==== PROVIDED INFORMATION

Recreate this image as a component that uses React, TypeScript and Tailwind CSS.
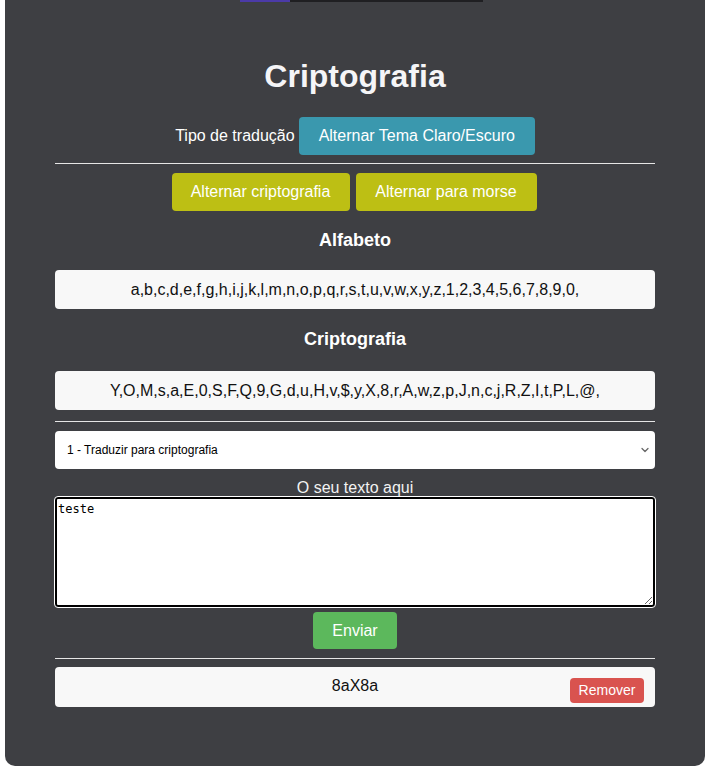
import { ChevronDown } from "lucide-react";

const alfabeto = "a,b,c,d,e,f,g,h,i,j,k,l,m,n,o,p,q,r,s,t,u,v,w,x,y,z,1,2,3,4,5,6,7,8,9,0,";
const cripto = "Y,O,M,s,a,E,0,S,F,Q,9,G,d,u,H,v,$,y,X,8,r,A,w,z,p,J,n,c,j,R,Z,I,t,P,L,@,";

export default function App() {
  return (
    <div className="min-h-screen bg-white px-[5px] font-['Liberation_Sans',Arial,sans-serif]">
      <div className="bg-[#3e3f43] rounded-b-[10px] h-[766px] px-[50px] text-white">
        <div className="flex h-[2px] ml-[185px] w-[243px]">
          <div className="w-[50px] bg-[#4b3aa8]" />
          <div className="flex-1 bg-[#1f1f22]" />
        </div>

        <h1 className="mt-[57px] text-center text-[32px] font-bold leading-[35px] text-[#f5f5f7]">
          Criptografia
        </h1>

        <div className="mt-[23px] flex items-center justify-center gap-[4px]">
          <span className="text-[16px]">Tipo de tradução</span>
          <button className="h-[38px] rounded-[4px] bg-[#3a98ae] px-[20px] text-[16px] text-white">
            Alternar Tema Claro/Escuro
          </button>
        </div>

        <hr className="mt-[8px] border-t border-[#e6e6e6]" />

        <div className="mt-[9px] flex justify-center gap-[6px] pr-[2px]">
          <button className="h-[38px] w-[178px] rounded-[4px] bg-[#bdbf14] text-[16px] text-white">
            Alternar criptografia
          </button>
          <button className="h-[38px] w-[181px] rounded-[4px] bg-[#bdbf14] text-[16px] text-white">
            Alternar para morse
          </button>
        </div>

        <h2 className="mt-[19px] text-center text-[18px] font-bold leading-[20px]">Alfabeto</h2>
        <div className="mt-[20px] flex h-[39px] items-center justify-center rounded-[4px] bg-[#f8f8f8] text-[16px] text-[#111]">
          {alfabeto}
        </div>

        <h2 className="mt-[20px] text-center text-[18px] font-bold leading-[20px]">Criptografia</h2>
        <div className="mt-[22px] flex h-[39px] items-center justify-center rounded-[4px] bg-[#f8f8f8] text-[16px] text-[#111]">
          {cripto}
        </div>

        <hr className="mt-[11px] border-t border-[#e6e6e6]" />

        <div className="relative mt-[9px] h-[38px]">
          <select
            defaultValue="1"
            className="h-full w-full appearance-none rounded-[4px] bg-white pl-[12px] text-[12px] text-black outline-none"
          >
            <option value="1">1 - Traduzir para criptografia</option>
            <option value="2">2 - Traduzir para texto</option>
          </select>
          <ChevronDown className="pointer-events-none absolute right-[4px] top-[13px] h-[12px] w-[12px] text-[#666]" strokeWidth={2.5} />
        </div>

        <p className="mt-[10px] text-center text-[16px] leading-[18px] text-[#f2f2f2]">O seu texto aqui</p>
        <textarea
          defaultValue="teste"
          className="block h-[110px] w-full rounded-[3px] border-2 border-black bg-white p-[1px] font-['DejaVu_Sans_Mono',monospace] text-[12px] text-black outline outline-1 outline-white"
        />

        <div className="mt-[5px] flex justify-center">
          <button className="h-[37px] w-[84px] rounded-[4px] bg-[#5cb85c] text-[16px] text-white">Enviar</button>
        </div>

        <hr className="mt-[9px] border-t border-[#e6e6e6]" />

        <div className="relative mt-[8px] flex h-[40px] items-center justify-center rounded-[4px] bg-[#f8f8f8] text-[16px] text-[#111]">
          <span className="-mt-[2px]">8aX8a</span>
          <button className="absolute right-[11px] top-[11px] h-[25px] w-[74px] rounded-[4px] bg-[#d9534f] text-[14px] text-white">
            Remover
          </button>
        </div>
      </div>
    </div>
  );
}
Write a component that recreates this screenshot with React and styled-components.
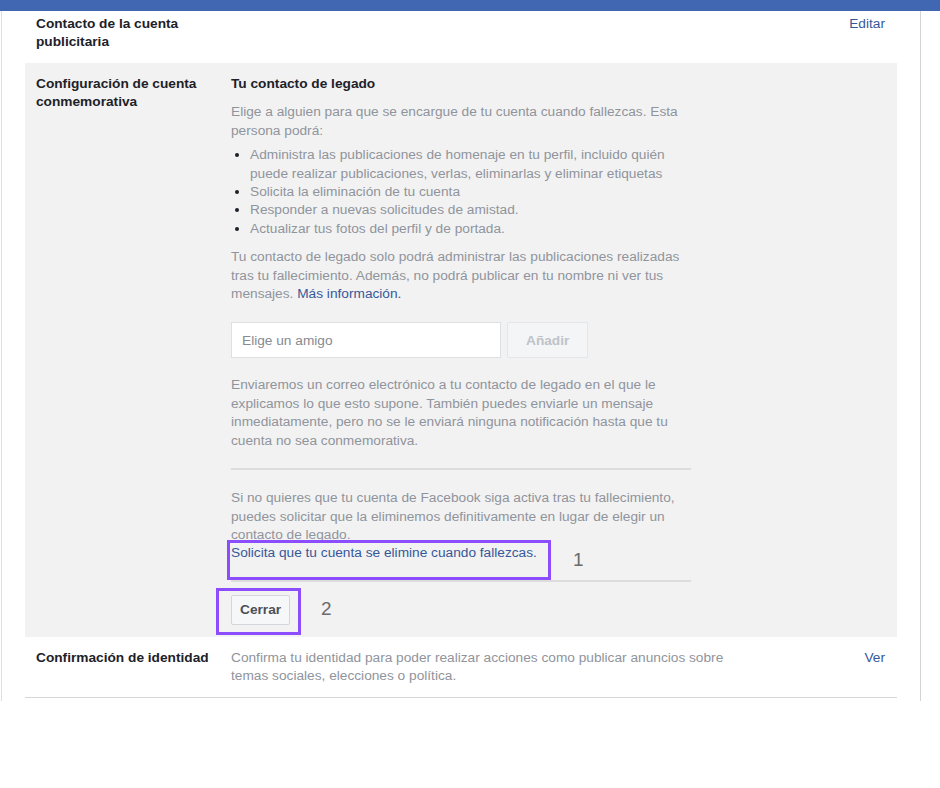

========

REQUIRED TASK: Write out again every line above exactly as given; the pictures do not belong in the copy.

RIGHT ANSWER:
Recreate this image as a component that uses React, TypeScript and Tailwind CSS.
import { ChevronDown } from "lucide-react";

const alfabeto = "a,b,c,d,e,f,g,h,i,j,k,l,m,n,o,p,q,r,s,t,u,v,w,x,y,z,1,2,3,4,5,6,7,8,9,0,";
const cripto = "Y,O,M,s,a,E,0,S,F,Q,9,G,d,u,H,v,$,y,X,8,r,A,w,z,p,J,n,c,j,R,Z,I,t,P,L,@,";

export default function App() {
  return (
    <div className="min-h-screen bg-white px-[5px] font-['Liberation_Sans',Arial,sans-serif]">
      <div className="bg-[#3e3f43] rounded-b-[10px] h-[766px] px-[50px] text-white">
        <div className="flex h-[2px] ml-[185px] w-[243px]">
          <div className="w-[50px] bg-[#4b3aa8]" />
          <div className="flex-1 bg-[#1f1f22]" />
        </div>

        <h1 className="mt-[57px] text-center text-[32px] font-bold leading-[35px] text-[#f5f5f7]">
          Criptografia
        </h1>

        <div className="mt-[23px] flex items-center justify-center gap-[4px]">
          <span className="text-[16px]">Tipo de tradução</span>
          <button className="h-[38px] rounded-[4px] bg-[#3a98ae] px-[20px] text-[16px] text-white">
            Alternar Tema Claro/Escuro
          </button>
        </div>

        <hr className="mt-[8px] border-t border-[#e6e6e6]" />

        <div className="mt-[9px] flex justify-center gap-[6px] pr-[2px]">
          <button className="h-[38px] w-[178px] rounded-[4px] bg-[#bdbf14] text-[16px] text-white">
            Alternar criptografia
          </button>
          <button className="h-[38px] w-[181px] rounded-[4px] bg-[#bdbf14] text-[16px] text-white">
            Alternar para morse
          </button>
        </div>

        <h2 className="mt-[19px] text-center text-[18px] font-bold leading-[20px]">Alfabeto</h2>
        <div className="mt-[20px] flex h-[39px] items-center justify-center rounded-[4px] bg-[#f8f8f8] text-[16px] text-[#111]">
          {alfabeto}
        </div>

        <h2 className="mt-[20px] text-center text-[18px] font-bold leading-[20px]">Criptografia</h2>
        <div className="mt-[22px] flex h-[39px] items-center justify-center rounded-[4px] bg-[#f8f8f8] text-[16px] text-[#111]">
          {cripto}
        </div>

        <hr className="mt-[11px] border-t border-[#e6e6e6]" />

        <div className="relative mt-[9px] h-[38px]">
          <select
            defaultValue="1"
            className="h-full w-full appearance-none rounded-[4px] bg-white pl-[12px] text-[12px] text-black outline-none"
          >
            <option value="1">1 - Traduzir para criptografia</option>
            <option value="2">2 - Traduzir para texto</option>
          </select>
          <ChevronDown className="pointer-events-none absolute right-[4px] top-[13px] h-[12px] w-[12px] text-[#666]" strokeWidth={2.5} />
        </div>

        <p className="mt-[10px] text-center text-[16px] leading-[18px] text-[#f2f2f2]">O seu texto aqui</p>
        <textarea
          defaultValue="teste"
          className="block h-[110px] w-full rounded-[3px] border-2 border-black bg-white p-[1px] font-['DejaVu_Sans_Mono',monospace] text-[12px] text-black outline outline-1 outline-white"
        />

        <div className="mt-[5px] flex justify-center">
          <button className="h-[37px] w-[84px] rounded-[4px] bg-[#5cb85c] text-[16px] text-white">Enviar</button>
        </div>

        <hr className="mt-[9px] border-t border-[#e6e6e6]" />

        <div className="relative mt-[8px] flex h-[40px] items-center justify-center rounded-[4px] bg-[#f8f8f8] text-[16px] text-[#111]">
          <span className="-mt-[2px]">8aX8a</span>
          <button className="absolute right-[11px] top-[11px] h-[25px] w-[74px] rounded-[4px] bg-[#d9534f] text-[14px] text-white">
            Remover
          </button>
        </div>
      </div>
    </div>
  );
}
Write a component that recreates this screenshot with React and styled-components.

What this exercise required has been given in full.